==== Data extract

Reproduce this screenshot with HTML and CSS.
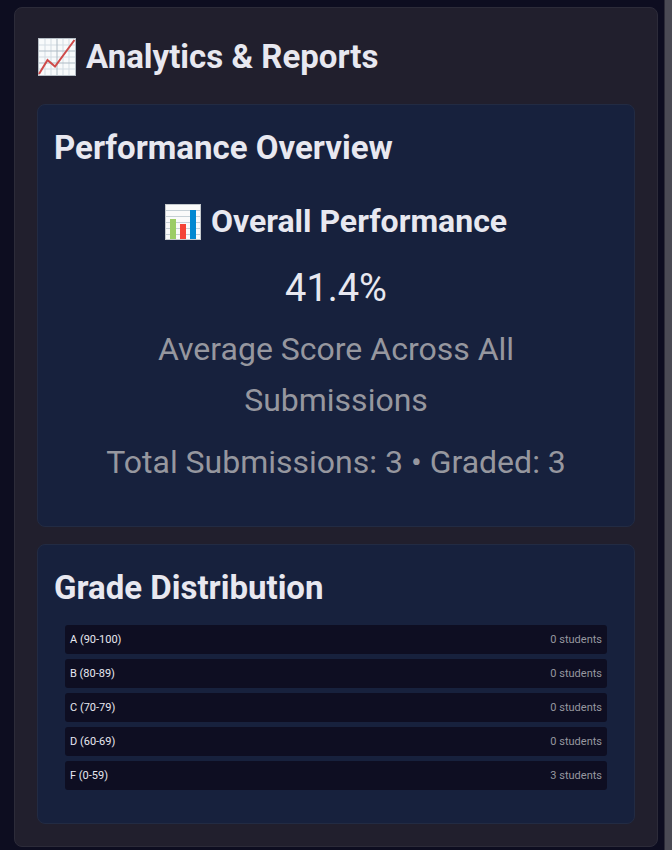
FILE: index.html
```html
<!DOCTYPE html>
<html lang="en">
<head>
<meta charset="utf-8">
<meta name="viewport" content="width=device-width, initial-scale=1">
<title>Analytics &amp; Reports</title>
<link rel="stylesheet" href="styles.css">
</head>
<body>
<main class="page">
  <section class="panel">
    <h1 class="title panel-title">
      <svg class="icon icon-large" viewBox="0 0 38 38" aria-hidden="true">
        <rect x="0.5" y="0.5" width="37" height="37" fill="#f8fafb" stroke="#b5bdc5"/>
        <path d="M7 1v36M13 1v36M25 1v36M31 1v36M1 7h36M1 19h36M1 31h36" fill="none" stroke="#d3dce3"/>
        <path d="M19 1v36M1 13h36M1 25h36" fill="none" stroke="#aebbc5"/>
        <path d="M1 36L9.500 22L17 28.500L36.500 2" fill="none" stroke="#cf4a49" stroke-width="2"/>
      </svg>
      <span>Analytics &amp; Reports</span>
    </h1>
    <section class="card">
      <h2 class="title">Performance Overview</h2>
      <div class="overview">
        <h3 class="overview-title">
          <svg class="icon" viewBox="0 0 36 36" aria-hidden="true">
            <rect x="0.5" y="0.5" width="35" height="35" fill="#fafafa" stroke="#c3c8cc"/>
            <path d="M1 6.500h34M1 12.500h34M1 18.500h34M1 24.500h34M1 30.500h34" fill="none" stroke="#c6d0d6"/>
            <rect x="5" y="15" width="6" height="20" fill="#9ccc65"/>
            <rect x="15" y="20" width="6" height="15" fill="#f44336"/>
            <rect x="25" y="6" width="6" height="29" fill="#0288d1"/>
          </svg>
          <span>Overall Performance</span>
        </h3>
        <p class="score">41.4%</p>
        <p class="note">Average Score Across All Submissions</p>
        <p class="note totals">Total Submissions: 3 • Graded: 3</p>
      </div>
    </section>
    <section class="card">
      <h2 class="title">Grade Distribution</h2>
      <ul class="grades">
        <li class="grade"><span>A (90-100)</span><span class="count">0 students</span></li>
        <li class="grade"><span>B (80-89)</span><span class="count">0 students</span></li>
        <li class="grade"><span>C (70-79)</span><span class="count">0 students</span></li>
        <li class="grade"><span>D (60-69)</span><span class="count">0 students</span></li>
        <li class="grade"><span>F (0-59)</span><span class="count">3 students</span></li>
      </ul>
    </section>
  </section>
</main>
<div class="scroll-track"></div>
</body>
</html>
```
FILE: styles.css
```css
* {
  box-sizing: border-box;
  margin: 0;
  padding: 0;
}

body {
  display: flex;
  min-height: 100vh;
  background: #0d0d20;
  color: #e8e8f0;
  font: 32px/51px Roboto, sans-serif;
}

.page {
  flex: 1;
  min-width: 0;
  padding: 7px 6px 3px 14px;
}

.scroll-track {
  width: 8px;
  background: #4a4a54;
  border-left: 1px solid #2c2b38;
}

.panel {
  display: flex;
  flex-direction: column;
  gap: 17px;
  padding: 22px;
  background: #211f2d;
  border: 1px solid #2c2b39;
  border-radius: 8px;
}

.title {
  font-size: 33px;
  font-weight: 700;
  line-height: 53px;
}

.panel-title {
  display: flex;
  align-items: center;
  gap: 10px;
  margin-bottom: 4px;
  padding-left: 1px;
}

.icon {
  flex: none;
  width: 36px;
  height: 36px;
}

.icon-large {
  width: 38px;
  height: 38px;
}

.card {
  padding: 16px;
  background: #17213d;
  border: 1px solid #222b43;
  border-radius: 8px;
}

.overview {
  padding: 22px;
  text-align: center;
}

.overview-title {
  display: flex;
  align-items: center;
  justify-content: center;
  gap: 10px;
  font-size: 32px;
}

.score {
  margin: 11px 0 5px;
  font-size: 38px;
  line-height: 61px;
}

.note {
  color: #96979f;
}

.totals {
  margin-top: 11px;
}

.grades {
  display: flex;
  flex-direction: column;
  gap: 5px;
  padding: 11px 11px 17px;
  list-style: none;
}

.grade {
  display: flex;
  justify-content: space-between;
  padding: 5px;
  background: #0e0e22;
  border-radius: 3px;
  font-size: 11px;
  line-height: 19px;
}

.count {
  color: #96979f;
}
```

========

The exercise »
Every line is to be duplicated exactly, though pictures stay out.

Response to this task »
Reproduce this screenshot with HTML and CSS.
FILE: index.html
```html
<!DOCTYPE html>
<html lang="en">
<head>
<meta charset="utf-8">
<meta name="viewport" content="width=device-width, initial-scale=1">
<title>Analytics &amp; Reports</title>
<link rel="stylesheet" href="styles.css">
</head>
<body>
<main class="page">
  <section class="panel">
    <h1 class="title panel-title">
      <svg class="icon icon-large" viewBox="0 0 38 38" aria-hidden="true">
        <rect x="0.5" y="0.5" width="37" height="37" fill="#f8fafb" stroke="#b5bdc5"/>
        <path d="M7 1v36M13 1v36M25 1v36M31 1v36M1 7h36M1 19h36M1 31h36" fill="none" stroke="#d3dce3"/>
        <path d="M19 1v36M1 13h36M1 25h36" fill="none" stroke="#aebbc5"/>
        <path d="M1 36L9.500 22L17 28.500L36.500 2" fill="none" stroke="#cf4a49" stroke-width="2"/>
      </svg>
      <span>Analytics &amp; Reports</span>
    </h1>
    <section class="card">
      <h2 class="title">Performance Overview</h2>
      <div class="overview">
        <h3 class="overview-title">
          <svg class="icon" viewBox="0 0 36 36" aria-hidden="true">
            <rect x="0.5" y="0.5" width="35" height="35" fill="#fafafa" stroke="#c3c8cc"/>
            <path d="M1 6.500h34M1 12.500h34M1 18.500h34M1 24.500h34M1 30.500h34" fill="none" stroke="#c6d0d6"/>
            <rect x="5" y="15" width="6" height="20" fill="#9ccc65"/>
            <rect x="15" y="20" width="6" height="15" fill="#f44336"/>
            <rect x="25" y="6" width="6" height="29" fill="#0288d1"/>
          </svg>
          <span>Overall Performance</span>
        </h3>
        <p class="score">41.4%</p>
        <p class="note">Average Score Across All Submissions</p>
        <p class="note totals">Total Submissions: 3 • Graded: 3</p>
      </div>
    </section>
    <section class="card">
      <h2 class="title">Grade Distribution</h2>
      <ul class="grades">
        <li class="grade"><span>A (90-100)</span><span class="count">0 students</span></li>
        <li class="grade"><span>B (80-89)</span><span class="count">0 students</span></li>
        <li class="grade"><span>C (70-79)</span><span class="count">0 students</span></li>
        <li class="grade"><span>D (60-69)</span><span class="count">0 students</span></li>
        <li class="grade"><span>F (0-59)</span><span class="count">3 students</span></li>
      </ul>
    </section>
  </section>
</main>
<div class="scroll-track"></div>
</body>
</html>
```
FILE: styles.css
```css
* {
  box-sizing: border-box;
  margin: 0;
  padding: 0;
}

body {
  display: flex;
  min-height: 100vh;
  background: #0d0d20;
  color: #e8e8f0;
  font: 32px/51px Roboto, sans-serif;
}

.page {
  flex: 1;
  min-width: 0;
  padding: 7px 6px 3px 14px;
}

.scroll-track {
  width: 8px;
  background: #4a4a54;
  border-left: 1px solid #2c2b38;
}

.panel {
  display: flex;
  flex-direction: column;
  gap: 17px;
  padding: 22px;
  background: #211f2d;
  border: 1px solid #2c2b39;
  border-radius: 8px;
}

.title {
  font-size: 33px;
  font-weight: 700;
  line-height: 53px;
}

.panel-title {
  display: flex;
  align-items: center;
  gap: 10px;
  margin-bottom: 4px;
  padding-left: 1px;
}

.icon {
  flex: none;
  width: 36px;
  height: 36px;
}

.icon-large {
  width: 38px;
  height: 38px;
}

.card {
  padding: 16px;
  background: #17213d;
  border: 1px solid #222b43;
  border-radius: 8px;
}

.overview {
  padding: 22px;
  text-align: center;
}

.overview-title {
  display: flex;
  align-items: center;
  justify-content: center;
  gap: 10px;
  font-size: 32px;
}

.score {
  margin: 11px 0 5px;
  font-size: 38px;
  line-height: 61px;
}

.note {
  color: #96979f;
}

.totals {
  margin-top: 11px;
}

.grades {
  display: flex;
  flex-direction: column;
  gap: 5px;
  padding: 11px 11px 17px;
  list-style: none;
}

.grade {
  display: flex;
  justify-content: space-between;
  padding: 5px;
  background: #0e0e22;
  border-radius: 3px;
  font-size: 11px;
  line-height: 19px;
}

.count {
  color: #96979f;
}
```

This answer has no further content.